--- Start of Given data ---
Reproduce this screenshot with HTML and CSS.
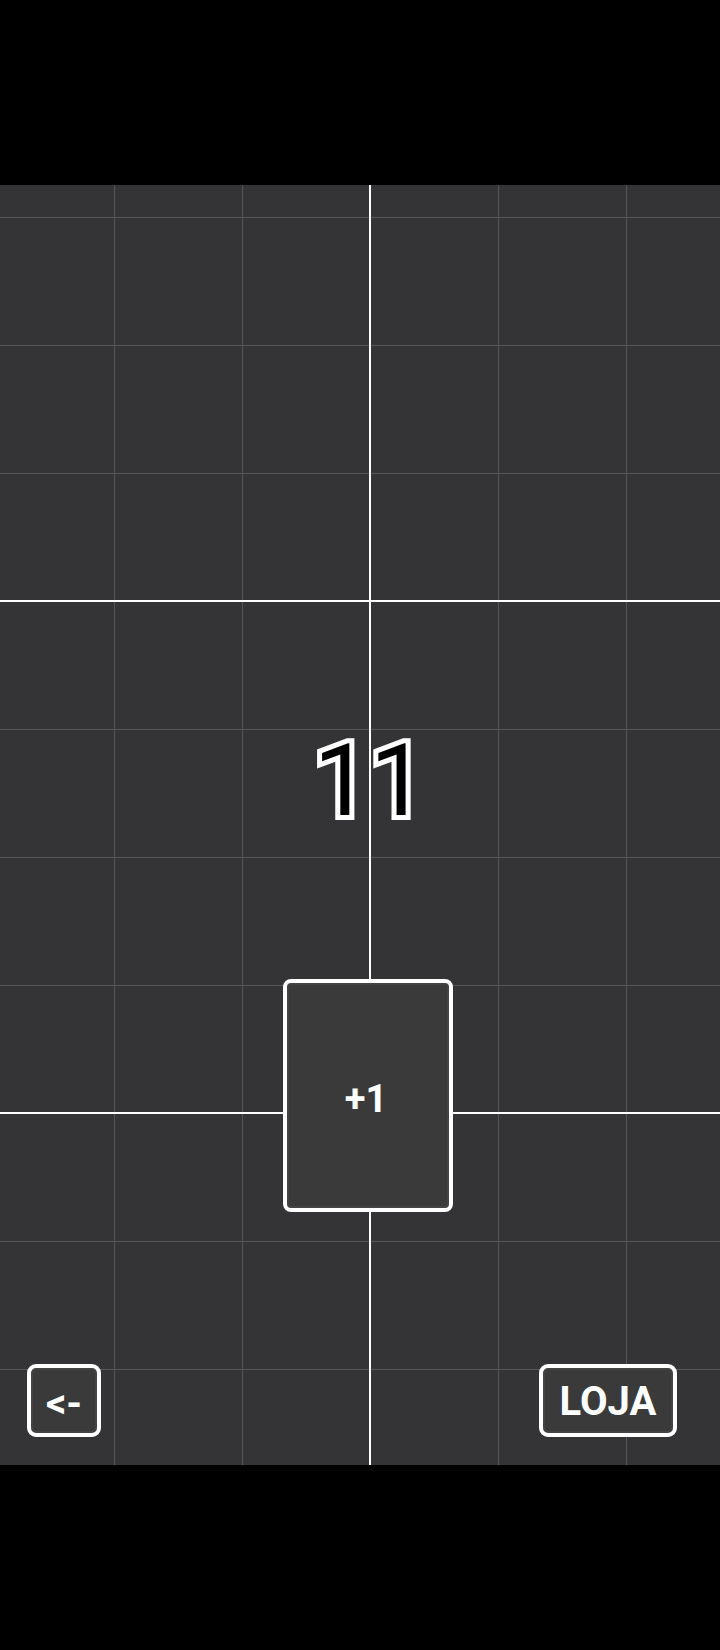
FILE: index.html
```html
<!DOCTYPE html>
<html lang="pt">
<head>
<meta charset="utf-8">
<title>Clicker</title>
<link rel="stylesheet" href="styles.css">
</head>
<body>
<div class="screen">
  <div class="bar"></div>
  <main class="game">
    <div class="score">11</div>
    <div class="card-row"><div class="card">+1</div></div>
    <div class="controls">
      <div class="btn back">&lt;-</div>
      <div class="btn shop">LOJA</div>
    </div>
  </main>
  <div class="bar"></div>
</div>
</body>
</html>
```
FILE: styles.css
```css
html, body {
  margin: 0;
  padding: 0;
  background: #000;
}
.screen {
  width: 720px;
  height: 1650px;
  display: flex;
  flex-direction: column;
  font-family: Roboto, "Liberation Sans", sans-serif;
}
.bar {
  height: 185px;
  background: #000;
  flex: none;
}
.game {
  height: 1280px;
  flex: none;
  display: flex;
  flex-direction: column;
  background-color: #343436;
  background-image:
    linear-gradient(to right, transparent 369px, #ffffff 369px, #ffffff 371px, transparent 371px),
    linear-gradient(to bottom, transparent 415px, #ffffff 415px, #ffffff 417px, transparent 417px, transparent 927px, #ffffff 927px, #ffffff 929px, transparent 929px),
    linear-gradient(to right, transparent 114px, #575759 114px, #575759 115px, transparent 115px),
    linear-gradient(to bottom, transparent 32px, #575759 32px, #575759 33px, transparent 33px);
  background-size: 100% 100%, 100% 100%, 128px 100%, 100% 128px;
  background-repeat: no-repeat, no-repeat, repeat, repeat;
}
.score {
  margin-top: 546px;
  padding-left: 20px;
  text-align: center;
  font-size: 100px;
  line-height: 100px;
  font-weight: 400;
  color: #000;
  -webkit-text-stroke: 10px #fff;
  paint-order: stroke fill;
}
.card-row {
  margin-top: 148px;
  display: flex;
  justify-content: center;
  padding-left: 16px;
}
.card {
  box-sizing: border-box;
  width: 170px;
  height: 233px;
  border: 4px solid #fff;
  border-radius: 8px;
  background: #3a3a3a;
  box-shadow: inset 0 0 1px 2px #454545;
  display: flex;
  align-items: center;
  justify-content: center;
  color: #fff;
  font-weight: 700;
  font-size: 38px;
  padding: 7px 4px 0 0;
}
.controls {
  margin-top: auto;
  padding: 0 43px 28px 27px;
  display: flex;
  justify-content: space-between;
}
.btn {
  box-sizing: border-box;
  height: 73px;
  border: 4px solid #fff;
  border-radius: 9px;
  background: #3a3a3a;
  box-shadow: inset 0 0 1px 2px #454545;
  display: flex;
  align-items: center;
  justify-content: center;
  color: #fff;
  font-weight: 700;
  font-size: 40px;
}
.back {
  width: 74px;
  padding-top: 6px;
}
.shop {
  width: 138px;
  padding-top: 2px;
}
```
--- End of Given data ---
Without the pictures, repeat the listing above exactly.

▶ [Answer to the task]
Reproduce this screenshot with HTML and CSS.
FILE: index.html
```html
<!DOCTYPE html>
<html lang="pt">
<head>
<meta charset="utf-8">
<title>Clicker</title>
<link rel="stylesheet" href="styles.css">
</head>
<body>
<div class="screen">
  <div class="bar"></div>
  <main class="game">
    <div class="score">11</div>
    <div class="card-row"><div class="card">+1</div></div>
    <div class="controls">
      <div class="btn back">&lt;-</div>
      <div class="btn shop">LOJA</div>
    </div>
  </main>
  <div class="bar"></div>
</div>
</body>
</html>
```
FILE: styles.css
```css
html, body {
  margin: 0;
  padding: 0;
  background: #000;
}
.screen {
  width: 720px;
  height: 1650px;
  display: flex;
  flex-direction: column;
  font-family: Roboto, "Liberation Sans", sans-serif;
}
.bar {
  height: 185px;
  background: #000;
  flex: none;
}
.game {
  height: 1280px;
  flex: none;
  display: flex;
  flex-direction: column;
  background-color: #343436;
  background-image:
    linear-gradient(to right, transparent 369px, #ffffff 369px, #ffffff 371px, transparent 371px),
    linear-gradient(to bottom, transparent 415px, #ffffff 415px, #ffffff 417px, transparent 417px, transparent 927px, #ffffff 927px, #ffffff 929px, transparent 929px),
    linear-gradient(to right, transparent 114px, #575759 114px, #575759 115px, transparent 115px),
    linear-gradient(to bottom, transparent 32px, #575759 32px, #575759 33px, transparent 33px);
  background-size: 100% 100%, 100% 100%, 128px 100%, 100% 128px;
  background-repeat: no-repeat, no-repeat, repeat, repeat;
}
.score {
  margin-top: 546px;
  padding-left: 20px;
  text-align: center;
  font-size: 100px;
  line-height: 100px;
  font-weight: 400;
  color: #000;
  -webkit-text-stroke: 10px #fff;
  paint-order: stroke fill;
}
.card-row {
  margin-top: 148px;
  display: flex;
  justify-content: center;
  padding-left: 16px;
}
.card {
  box-sizing: border-box;
  width: 170px;
  height: 233px;
  border: 4px solid #fff;
  border-radius: 8px;
  background: #3a3a3a;
  box-shadow: inset 0 0 1px 2px #454545;
  display: flex;
  align-items: center;
  justify-content: center;
  color: #fff;
  font-weight: 700;
  font-size: 38px;
  padding: 7px 4px 0 0;
}
.controls {
  margin-top: auto;
  padding: 0 43px 28px 27px;
  display: flex;
  justify-content: space-between;
}
.btn {
  box-sizing: border-box;
  height: 73px;
  border: 4px solid #fff;
  border-radius: 9px;
  background: #3a3a3a;
  box-shadow: inset 0 0 1px 2px #454545;
  display: flex;
  align-items: center;
  justify-content: center;
  color: #fff;
  font-weight: 700;
  font-size: 40px;
}
.back {
  width: 74px;
  padding-top: 6px;
}
.shop {
  width: 138px;
  padding-top: 2px;
}
```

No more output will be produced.